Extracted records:
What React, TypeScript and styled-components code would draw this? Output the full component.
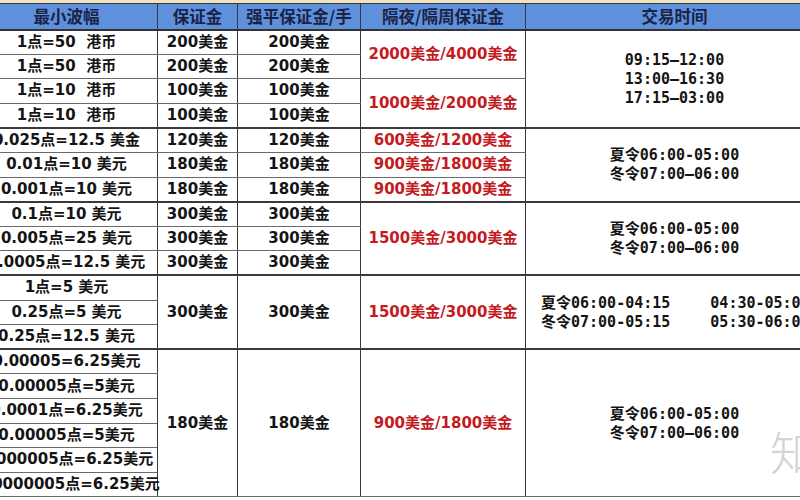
import React from "react";
import styled, {createGlobalStyle} from "styled-components";

const GlobalStyle = createGlobalStyle`
  html, body {
    margin: 0;
    padding: 0;
    background: #ffffff;
  }
`;

const Page = styled.div`
  position: relative;
  width: 800px;
  height: 500px;
  overflow: hidden;
  background: #fff;
  border-top: 3px solid #ebe4c4;
  box-sizing: border-box;
`;

const Table = styled.table`
  // the first column is cut off by the screenshot's left edge
  margin-left: -25px;
  width: 848px;
  border-collapse: collapse;
  table-layout: fixed;
  font-family: "DejaVu Sans", "Noto Sans CJK SC", sans-serif;
  font-weight: bold;
  font-size: 15px;
  color: #141414;
`;

const HeadRow = styled.tr`
  height: 26px;
`;

const HeadCell = styled.th`
  background: #5e90dc;
  color: #1a2247;
  font-family: "Noto Sans CJK SC", sans-serif;
  font-size: 16.5px;
  font-weight: bold;
  padding: 0;
  line-height: 1;
  border: 1px solid #3a3a3a;
  border-bottom: 2px solid #333;
`;

const Row = styled.tr<{ $group?: boolean }>`
  height: 24.6px;

  & > td {
    border-top: ${p => (p.$group ? "2px solid #3a3a3a" : "1px solid #6a6a6a")};
  }
`;

const Cell = styled.td<{ $tone?: "plain" | "red" | "time" }>`
  padding: 0;
  line-height: 1;
  text-align: center;
  vertical-align: middle;
  white-space: pre;
  border-left: 1px solid #3a3a3a;
  border-right: 1px solid #3a3a3a;
  border-bottom: 1px solid #6a6a6a;
  color: ${p => (p.$tone === "red" ? "#c41a22" : "#141414")};
  font-family: ${p =>
    p.$tone === "time"
      ? `"DejaVu Sans Mono", "Noto Sans CJK SC", monospace`
      : `"DejaVu Sans", "Noto Sans CJK SC", sans-serif`};
  font-weight: ${p => (p.$tone === "time" ? 600 : "bold")};
`;

const TimeLines = styled.div`
  display: flex;
  flex-direction: column;
  align-items: center;
  gap: 3px;
  line-height: 16px;
`;

const SplitTimes = styled.div`
  display: grid;
  grid-template-columns: auto auto;
  column-gap: 40px;
  row-gap: 3px;
  justify-content: start;
  padding-left: 15px;
  line-height: 16px;
  text-align: left;
`;

const Watermark = styled.div`
  position: absolute;
  left: 770px;
  top: 414px;
  font-family: "Noto Sans CJK SC", sans-serif;
  font-weight: 300;
  font-size: 46px;
  color: #d4d4d4;
  pointer-events: none;
`;

type CellDef = { text: React.ReactNode; span?: number; tone?: "plain" | "red" | "time" };
type RowDef = { group?: boolean; cells: CellDef[] };

const times = (lines: string[]) => (
  <TimeLines>
    {lines.map((l, i) => <span key={i}>{l}</span>)}
  </TimeLines>
);

const seasons = times(["夏令06:00-05:00", "冬令07:00—06:00"]);

const rows: RowDef[] = [
  {
    group: true, cells: [
      {text: "1点=50  港币"}, {text: "200美金"}, {text: "200美金"},
      {text: "2000美金/4000美金", span: 2, tone: "red"},
      {text: times(["09:15—12:00", "13:00—16:30", "17:15—03:00"]), span: 4, tone: "time"},
    ]
  },
  {cells: [{text: "1点=50  港币"}, {text: "200美金"}, {text: "200美金"}]},
  {
    cells: [
      {text: "1点=10  港币"}, {text: "100美金"}, {text: "100美金"},
      {text: "1000美金/2000美金", span: 2, tone: "red"},
    ]
  },
  {cells: [{text: "1点=10  港币"}, {text: "100美金"}, {text: "100美金"}]},
  {
    group: true, cells: [
      {text: "0.025点=12.5 美金"}, {text: "120美金"}, {text: "120美金"},
      {text: "600美金/1200美金", tone: "red"},
      {text: seasons, span: 3, tone: "time"},
    ]
  },
  {cells: [{text: "0.01点=10 美元"}, {text: "180美金"}, {text: "180美金"}, {text: "900美金/1800美金", tone: "red"}]},
  {cells: [{text: "0.001点=10 美元"}, {text: "180美金"}, {text: "180美金"}, {text: "900美金/1800美金", tone: "red"}]},
  {
    group: true, cells: [
      {text: "0.1点=10 美元"}, {text: "300美金"}, {text: "300美金"},
      {text: "1500美金/3000美金", span: 3, tone: "red"},
      {text: seasons, span: 3, tone: "time"},
    ]
  },
  {cells: [{text: "0.005点=25 美元"}, {text: "300美金"}, {text: "300美金"}]},
  {cells: [{text: "0.0005点=12.5 美元"}, {text: "300美金"}, {text: "300美金"}]},
  {
    group: true, cells: [
      {text: "1点=5 美元"}, {text: "300美金", span: 3}, {text: "300美金", span: 3},
      {text: "1500美金/3000美金", span: 3, tone: "red"},
      {
        text: (
          <SplitTimes>
            <span>夏令06:00-04:15</span>
            <span>04:30-05:00</span>
            <span>冬令07:00-05:15</span>
            <span>05:30-06:00</span>
          </SplitTimes>
        ), span: 3, tone: "time"
      },
    ]
  },
  {cells: [{text: "0.25点=5 美元"}]},
  {cells: [{text: "0.25点=12.5 美元"}]},
  {
    group: true, cells: [
      {text: "0.00005=6.25美元"}, {text: "180美金", span: 6}, {text: "180美金", span: 6},
      {text: "900美金/1800美金", span: 6, tone: "red"},
      {text: seasons, span: 6, tone: "time"},
    ]
  },
  {cells: [{text: "0.00005点=5美元"}]},
  {cells: [{text: "0.0001点=6.25美元"}]},
  {cells: [{text: "0.00005点=5美元"}]},
  {cells: [{text: "0.000005点=6.25美元"}]},
  {cells: [{text: "0.0000005点=6.25美元"}]},
];

const headers = ["最小波幅", "保证金", "强平保证金/手", "隔夜/隔周保证金", "交易时间"];
const widths = [182, 80, 123, 165, 298];

export default function App() {
  return (
    <>
      <GlobalStyle/>
      <Page>
        <Table>
          <colgroup>
            {widths.map((w, i) => <col key={i} style={{width: w}}/>)}
          </colgroup>
          <thead>
          <HeadRow>
            {headers.map(h => <HeadCell key={h}>{h}</HeadCell>)}
          </HeadRow>
          </thead>
          <tbody>
          {rows.map((row, i) => (
            <Row key={i} $group={row.group && i > 0}>
              {row.cells.map((c, j) => (
                <Cell key={j} rowSpan={c.span} $tone={c.tone}>{c.text}</Cell>
              ))}
            </Row>
          ))}
          </tbody>
        </Table>
        <Watermark>知</Watermark>
      </Page>
    </>
  );
}
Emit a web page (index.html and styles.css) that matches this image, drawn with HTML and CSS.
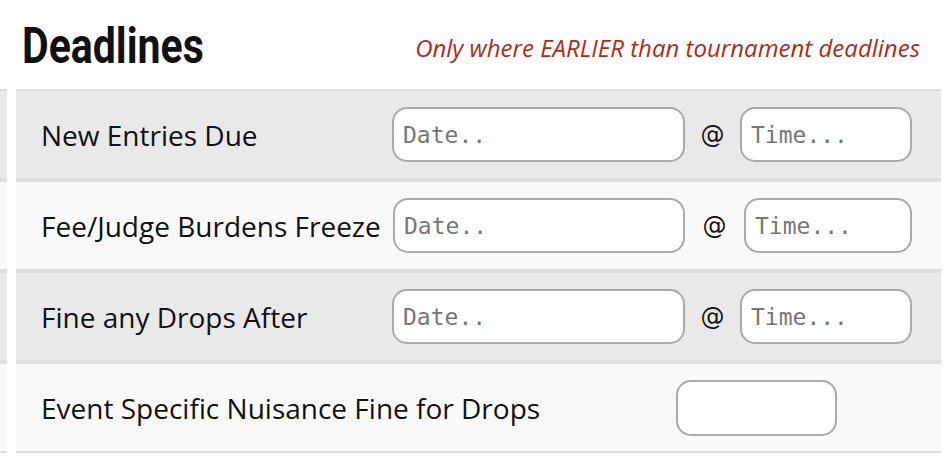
FILE: index.html
```html
<!DOCTYPE html>
<html lang="en">
<head>
<meta charset="utf-8">
<title>Deadlines</title>
<link rel="stylesheet" href="styles.css">
</head>
<body>
<div class="page">
  <header class="head">
    <h1 class="title">Deadlines</h1>
    <p class="note">Only where EARLIER than tournament deadlines</p>
  </header>
  <div class="rows">
    <div class="row row--shade">
      <div class="stub"></div>
      <div class="cells">
        <span class="label">New Entries Due</span>
        <input class="field field--date" type="text" placeholder="Date..">
        <span class="at">@</span>
        <input class="field field--time" type="text" placeholder="Time...">
      </div>
    </div>
    <div class="row">
      <div class="stub"></div>
      <div class="cells cells--wide">
        <span class="label">Fee/Judge Burdens Freeze</span>
        <input class="field field--date" type="text" placeholder="Date..">
        <span class="at">@</span>
        <input class="field field--time" type="text" placeholder="Time...">
      </div>
    </div>
    <div class="row row--shade">
      <div class="stub"></div>
      <div class="cells">
        <span class="label">Fine any Drops After</span>
        <input class="field field--date" type="text" placeholder="Date..">
        <span class="at">@</span>
        <input class="field field--time" type="text" placeholder="Time...">
      </div>
    </div>
    <div class="row">
      <div class="stub"></div>
      <div class="cells">
        <span class="label label--long">Event Specific Nuisance Fine for Drops</span>
        <input class="field field--fine" type="text">
      </div>
    </div>
  </div>
</div>
</body>
</html>
```

FILE: styles.css
```css
* {
  box-sizing: border-box;
}

body {
  margin: 0;
  background: #ffffff;
  font-family: "Open Sans", "Noto Sans", sans-serif;
  color: #111111;
}

.page {
  width: 950px;
  height: 458px;
  overflow: hidden;
}

.head {
  display: flex;
  align-items: flex-start;
  justify-content: space-between;
  height: 89px;
  margin-left: 16px;
  margin-right: 9px;
  padding: 21px 21px 0 6px;
}

.title {
  margin: 0;
  display: inline-block;
  font-family: "Roboto", "Liberation Sans", sans-serif;
  font-weight: 700;
  font-size: 50px;
  line-height: 1;
  color: #111111;
  transform: scaleX(0.82);
  transform-origin: left center;
}

.note {
  margin: 15px 0 0;
  font-family: "Open Sans", "Noto Sans", sans-serif;
  font-style: italic;
  font-size: 24px;
  line-height: 1;
  color: #b02a17;
}

.row {
  display: flex;
  gap: 9px;
  margin-right: 9px;
}

.stub {
  width: 7px;
  flex: 0 0 7px;
  border-top: 2px solid #dedede;
  border-bottom: 2px solid #dedede;
  background: #f9f9f9;
}

.cells {
  flex: 1;
  display: flex;
  align-items: center;
  height: 91px;
  padding: 0 29px 0 25px;
  border-top: 2px solid #dedede;
  border-bottom: 2px solid #dedede;
  background: #f9f9f9;
}

.row--shade .cells,
.row--shade .stub {
  background: #e9e9e9;
}

.label {
  flex: 0 0 351px;
  font-size: 28px;
  line-height: 1;
  white-space: nowrap;
}

.label--long {
  flex-basis: 635px;
}

.cells--wide .label {
  flex-basis: 352px;
}

.field {
  height: 55px;
  padding: 0 9px;
  border: 2px solid #aaaaaa;
  border-radius: 15px;
  background: #ffffff;
  font-family: "DejaVu Sans Mono", "Liberation Mono", monospace;
  font-size: 23px;
  color: #222222;
  outline: none;
}

.field::placeholder {
  color: #777777;
}

.field--date {
  width: 293px;
}

.cells--wide .field--date {
  width: 292px;
}

.field--time {
  width: 172px;
}

.cells--wide .field--time {
  width: 168px;
}

.field--fine {
  width: 161px;
  height: 56px;
}

.at {
  flex: 1;
  text-align: center;
  font-family: "DejaVu Sans", "Open Sans", sans-serif;
  font-size: 24px;
  line-height: 1;
  color: #111111;
}
```
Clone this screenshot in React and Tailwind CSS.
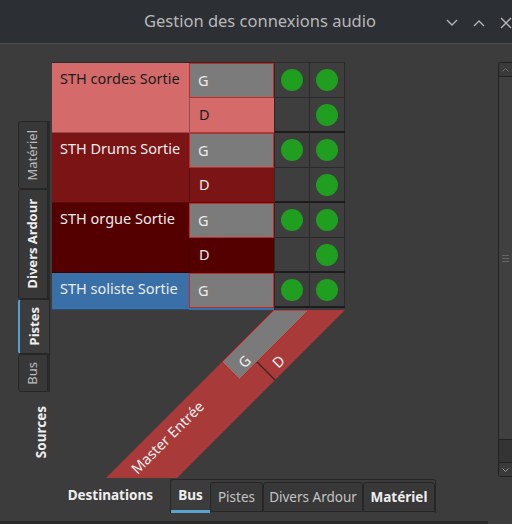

WHAT YOU WILL DO: Lines that hold the word "index" are the ones to return, every one of them.

SOLUTION TO THIS EXERCISE:
Emit a web page (index.html and styles.css) that matches this image, drawn with HTML and CSS.
FILE: index.html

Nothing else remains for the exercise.